En estos momentos en que tantos, en nombre de un falso progresismo, tratan de destruir la institución más conveniente y necesaria, que es el matrimonio y la familia normal, recordemos que cuando varón y mujer contraen matrimonio y fundan una familia, establecen entre sí un vínculo objetivo de carácter permanente, cuyos requisitos esenciales son la mutua entrega y la natural orientación de esa entrega a la procreación. El matrimonio ofrece a sus integrantes el calor afectivo, la satisfacción sexual, la sensación de seguridad y de compañía que son necesarias para el desarrollo normal de la persona. La causa radical de la unidad y de la indisolubilidad intrínseca del matrimonio deriva de la donación misma de la persona en su totalidad, por lo que el auténtico amor conyugal exige desde su momento inicial y constitutivo el ser para siempre, aunque esta entrega inicial incondicional luego hay que confirmarla en el día a día.

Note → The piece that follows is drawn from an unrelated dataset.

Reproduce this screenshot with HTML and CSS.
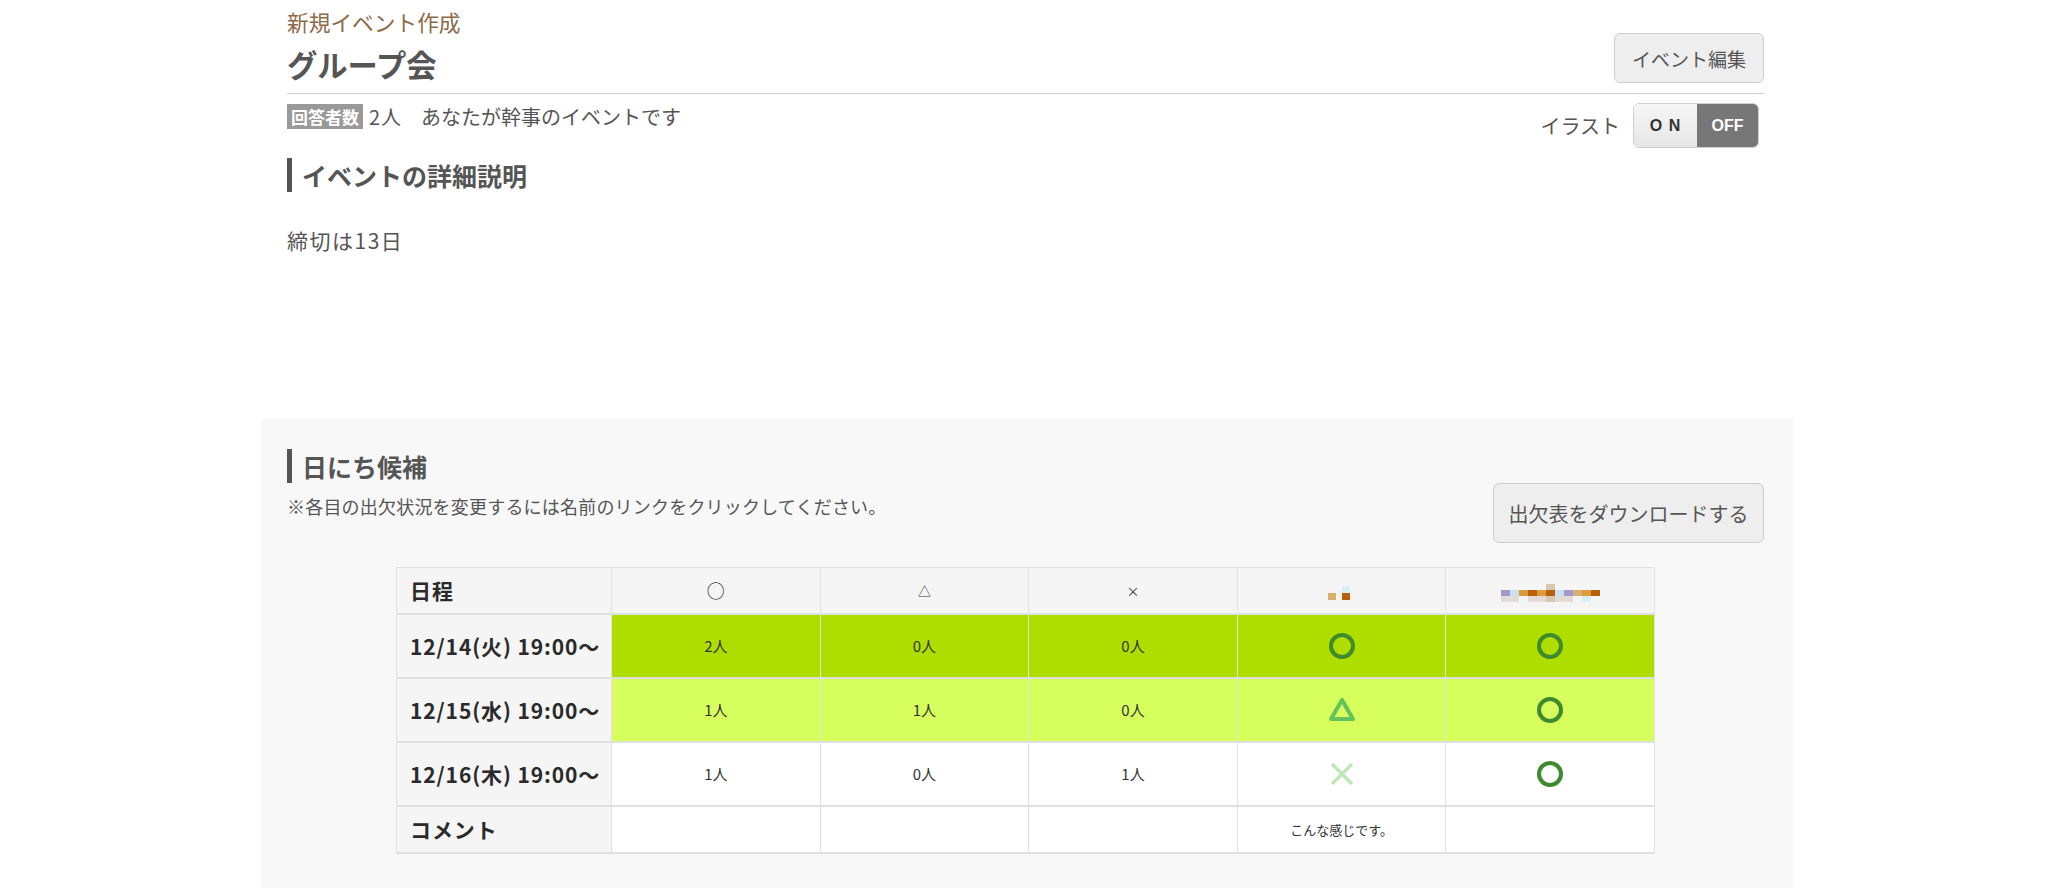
FILE: index.html
```html
<!DOCTYPE html>
<html lang="ja">
<head>
<meta charset="utf-8">
<title>グループ会</title>
<link rel="stylesheet" href="styles.css">
</head>
<body>
<div class="page">
  <div class="top">
    <div class="header">
      <div class="titles">
        <div class="sub">新規イベント作成</div>
        <h1 class="title">グループ会</h1>
      </div>
      <button class="btn btn-edit">イベント編集</button>
    </div>
    <div class="info">
      <div class="count"><span class="badge">回答者数</span><span class="num">2人</span><span class="owner">あなたが幹事のイベントです</span></div>
      <div class="illust">
        <span class="illust-label">イラスト</span>
        <div class="toggle"><span class="on">O N</span><span class="off">OFF</span></div>
      </div>
    </div>
    <h2 class="heading">イベントの詳細説明</h2>
    <p class="desc">締切は13日</p>
  </div>

  <div class="schedule">
    <h2 class="heading">日にち候補</h2>
    <div class="toolbar">
      <p class="note">※各目の出欠状況を変更するには名前のリンクをクリックしてください。</p>
      <button class="btn btn-dl">出欠表をダウンロードする</button>
    </div>
    <table class="grid">
      <colgroup><col class="c-date"><col><col><col><col><col></colgroup>
      <thead>
        <tr>
          <th class="first">日程</th>
          <th class="sym sym-o">○</th>
          <th class="sym sym-s">△</th>
          <th class="sym sym-s">×</th>
          <th class="name">
            <span class="mosaic m1">
              <span class="mrow"><i class="b0"></i><i class="cy"></i></span>
              <span class="mrow"><i class="tn"></i><i class="br"></i></span>
            </span>
          </th>
          <th class="name">
            <span class="mosaic m2">
              <span class="mrow"><i class="b0"></i><i class="b0"></i><i class="b0"></i><i class="b0"></i><i class="b0"></i><i class="bg"></i><i class="b0"></i><i class="b0"></i><i class="b0"></i><i class="b0"></i><i class="b0"></i></span>
              <span class="mrow"><i class="pu"></i><i class="lb"></i><i class="or"></i><i class="br"></i><i class="or"></i><i class="br"></i><i class="lb"></i><i class="pu"></i><i class="tn"></i><i class="or"></i><i class="br"></i></span>
              <span class="mrow"><i class="gy"></i><i class="gy"></i><i class="b0"></i><i class="gy"></i><i class="gy"></i><i class="bg"></i><i class="gy"></i><i class="gy"></i><i class="b0"></i><i class="cy"></i><i class="b0"></i></span>
            </span>
          </th>
        </tr>
      </thead>
      <tbody>
        <tr class="best">
          <th class="first">12/14(火) 19:00～</th>
          <td>2人</td><td>0人</td><td>0人</td>
          <td><svg class="ic" width="30" height="30" viewBox="0 0 30 30"><circle cx="15" cy="15" r="11" fill="none" stroke="#3f8a2c" stroke-width="4"/></svg></td>
          <td><svg class="ic" width="30" height="30" viewBox="0 0 30 30"><circle cx="15" cy="15" r="11" fill="none" stroke="#3f8a2c" stroke-width="4"/></svg></td>
        </tr>
        <tr class="good">
          <th class="first">12/15(水) 19:00～</th>
          <td>1人</td><td>1人</td><td>0人</td>
          <td><svg class="ic" width="30" height="30" viewBox="0 0 30 30"><polygon points="15,5 26,24 4,24" fill="none" stroke="#63c35a" stroke-width="4" stroke-linejoin="round"/></svg></td>
          <td><svg class="ic" width="30" height="30" viewBox="0 0 30 30"><circle cx="15" cy="15" r="11" fill="none" stroke="#3f8a2c" stroke-width="4"/></svg></td>
        </tr>
        <tr>
          <th class="first">12/16(木) 19:00～</th>
          <td>1人</td><td>0人</td><td>1人</td>
          <td><svg class="ic" width="30" height="30" viewBox="0 0 30 30"><path d="M5 5 L25 25 M25 5 L5 25" fill="none" stroke="#bfe7b9" stroke-width="3.5"/></svg></td>
          <td><svg class="ic" width="30" height="30" viewBox="0 0 30 30"><circle cx="15" cy="15" r="11" fill="none" stroke="#3f8a2c" stroke-width="4"/></svg></td>
        </tr>
        <tr class="comment">
          <th class="first">コメント</th>
          <td></td><td></td><td></td>
          <td class="cmt">こんな感じです。</td>
          <td></td>
        </tr>
      </tbody>
    </table>
  </div>
</div>
</body>
</html>
```
FILE: styles.css
```css
* { box-sizing: border-box; }
html, body { margin: 0; padding: 0; background: #fff; }
body {
  font-family: "Noto Sans CJK JP", "Noto Sans", sans-serif;
  color: #555;
}
.page {
  width: 1532px;
  margin-left: 261px;
}
.top {
  padding: 0 29px 0 26px;
}
.header {
  display: flex;
  justify-content: space-between;
  align-items: flex-end;
  border-bottom: 1px solid #cfcfcf;
  padding-bottom: 7px;
}
.sub {
  font-size: 21.7px;
  line-height: 30px;
  margin-top: 7px;
  color: #8d6a47;
}
.title {
  margin: 5px 0 0;
  font-size: 30.3px;
  line-height: 44px;
  font-weight: 700;
  color: #555;
}
.btn {
  font-family: "Noto Sans CJK JP", "Noto Sans", sans-serif;
  color: #555;
  background: #eeeeee;
  border: 1px solid #cccccc;
  border-radius: 6px;
  cursor: pointer;
}
.btn-edit {
  width: 150px;
  height: 50px;
  font-size: 19px;
  margin-bottom: 3px;
  padding: 0;
}
.info {
  display: flex;
  justify-content: space-between;
  align-items: flex-start;
  padding-top: 9px;
}
.count {
  display: flex;
  align-items: center;
  height: 26px;
  font-size: 20px;
}
.badge {
  background: #999;
  color: #fff;
  font-size: 17px;
  line-height: 25px;
  height: 25px;
  padding: 0 4px;
  font-weight: 700;
}
.num { margin-left: 6px; letter-spacing: 1px; }
.owner { margin-left: 19px; }
.illust {
  display: flex;
  align-items: center;
  margin-right: 5px;
}
.illust-label {
  font-size: 20px;
  margin-right: 13px;
}
.toggle {
  display: flex;
  height: 45px;
  border: 1px solid #cfcfcf;
  border-radius: 6px;
  overflow: hidden;
  font-family: "Liberation Sans", Arial, sans-serif;
  font-weight: 700;
  font-size: 16px;
}
.toggle span {
  display: flex;
  align-items: center;
  justify-content: center;
}
.on {
  width: 63px;
  background: linear-gradient(#f6f6f6, #e6e6e6);
  color: #333;
  letter-spacing: 1px;
}
.off {
  width: 61px;
  background: #777;
  color: #fff;
}
.heading {
  margin: 10px 0 0;
  border-left: 5px solid #555;
  padding-left: 10px;
  font-size: 25px;
  line-height: 34px;
  font-weight: 700;
  color: #555;
}
.desc {
  margin: 33px 0 0;
  font-size: 21px;
  line-height: 30px;
  letter-spacing: 1.5px;
}
.schedule {
  margin-top: 163px;
  background: #f8f8f8;
  padding: 31px 29px 40px 26px;
}
.schedule .heading { margin-top: 0; }
.toolbar {
  display: flex;
  justify-content: space-between;
  align-items: flex-start;
}
.note {
  margin: 0;
  padding-top: 10px;
  font-size: 18px;
  line-height: 26px;
  letter-spacing: 0.2px;
  color: #555;
}
.btn-dl {
  width: 271px;
  height: 60px;
  font-size: 20px;
  padding: 0;
}
.grid {
  margin: 24px auto 0;
  width: 1259px;
  table-layout: fixed;
  border-collapse: collapse;
  background: #fff;
  border: 1px solid #e2e2e2;
}
.c-date { width: 215px; }
.grid th, .grid td {
  border-right: 1px solid #e2e2e2;
  border-bottom: 2px solid #e0e0e0;
  text-align: center;
  vertical-align: middle;
  padding: 0;
}
.grid thead th {
  height: 46px;
  background: #f5f5f5;
  font-weight: 400;
  color: #333;
}
.grid tbody tr { height: 64px; }
.grid tbody tr.comment { height: 47px; }
.grid .first {
  text-align: left;
  padding-left: 13px;
  background: #f5f5f5;
  font-size: 21px;
  font-weight: 700;
  letter-spacing: 0.9px;
  color: #2a2a2a;
}
.grid td {
  font-size: 15px;
  color: #333;
}
.grid tr.best td { background: #aede00; }
.grid tr.good td { background: #d6ff5e; }
.grid td.cmt { font-size: 13px; }
.sym-o { font-size: 18px; }
.sym-s { font-size: 13px; }
.ic { display: block; margin: 0 auto; }
.mosaic {
  display: inline-flex;
  flex-direction: column;
  vertical-align: middle;
}
.mrow { display: flex; }
.mosaic i {
  display: block;
  width: 9px;
  height: 6px;
}
.m1 i { width: 8px; height: 7px; margin-right: 6px; }
.b0 { background: transparent; }
.cy { background: #d8eff3; }
.tn { background: #d6b26e; }
.br { background: #b8600c; }
.lb { background: #c7e2ee; }
.bg { background: #d8c8b0; }
.pu { background: #a497cc; }
.or { background: #dc9a3a; }
.gy { background: #e3dcd6; }
```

El matrimonio se realiza ante la sociedad, y ésta se compromete a velar por los derechos y deberes de las partes pactantes. Hasta ahora el Derecho Canónico presumía que alguien que contrae matrimonio sabe lo que éste es. Presupuesto este saber, el matrimonio es válido e indisoluble. Pero en la actual maraña de opiniones, lo que se “sabe” es más bien que es normal romper el matrimonio. Hay que preguntarse, por eso, como se reconoce la validez. Para hacerlo, la sociedad y su legítima autoridad requieren ciertas condiciones que afectan a la validez de esa manifestación. Entre estos requisitos están para la Iglesia los referentes a la forma canónica de la celebración y los que afectan directamente a la exteriorización del consentimiento que emiten las partes.
El matrimonio así instaurado rebasa los intereses privados de los cónyuges y, aunque ellos fueron libres para contraerlo, no lo son para romper el vínculo que nació del mutuo consentimiento. Nadie está obligado a contraer matrimonio, pero si lo contrae, está obligado a cumplir sus leyes. De este modo, el matrimonio queda sustraído a la voluntad privada de los cónyuges.
Prueba clara de la importancia que tiene para la sociedad el vínculo matrimonial es que no existe ninguna sociedad humana sin una cierta institucionalización del sexo, del matrimonio y de la familia, y aún en los países donde está permitido el divorcio vincular, no es posible efectuarlo por la simple voluntad de las partes, sino que se hace necesaria la intervención de la autoridad competente. Es más que una institución privada, es una institución pública. En efecto, parece absurdo que dos individuos privados tengan capacidad de romper un vínculo que encierra un interés público, y que, en consecuencia, la sociedad debe proteger contra cualquier arbitrariedad.
Dada la importancia de este vínculo, sería extraño que no existiera la familia, pues, en su mínima expresión, la familia es esa unidad social integrada por los padres y su prole, mientras que, en su versión más amplia, abarca a todos los que están relacionados entre sí por lazos de sangre, como pueden ser abuelos, tíos, primos etc., vínculos cuya naturaleza hace que de ellos fluya el amor, pues en cierto modo son parte de mí mismo al ser “carne de mi carne y sangre de mi sangre”, y el mismo Jesús reconoció la importancia del amor a mí mismo al mandarnos que amáramos a los demás como nos amamos a nosotros mismos (Mt 22,39; Mc 12, 31; Lc 10,27).
El bien común se apoya en gran parte sobre la estructura familiar, y esta comunidad primera no puede desvincularse de su tarea social, pues no es una realidad solitaria e individualista. Además, está claro que toda obra que pretenda una cierta permanencia, aunque esté sujeta a procesos de cambio como los de la familia actual, requiere un mínimo de institucionalización, por lo que es lamentable la actitud de nuestro actual Gobierno que ha dirigido buena parte de su legislación a tratar de destruir la familia.
Uno no puede por menos de preguntarse qué es lo que se pretende cuando se quiere destruir la institución que es la base de la sociedad y que tanto aporta a los individuos que tienen la fortuna de vivir en una familia normal, y dogo normal con toda intención porque una de las cosas que no hemos de ceder es en la batalla del lenguaje, porque ya los romanos sabía que “questio de nomine, questio de re”, es decir la cuestión sobre el nombre, ya es discusión sobre el fondo del asunto.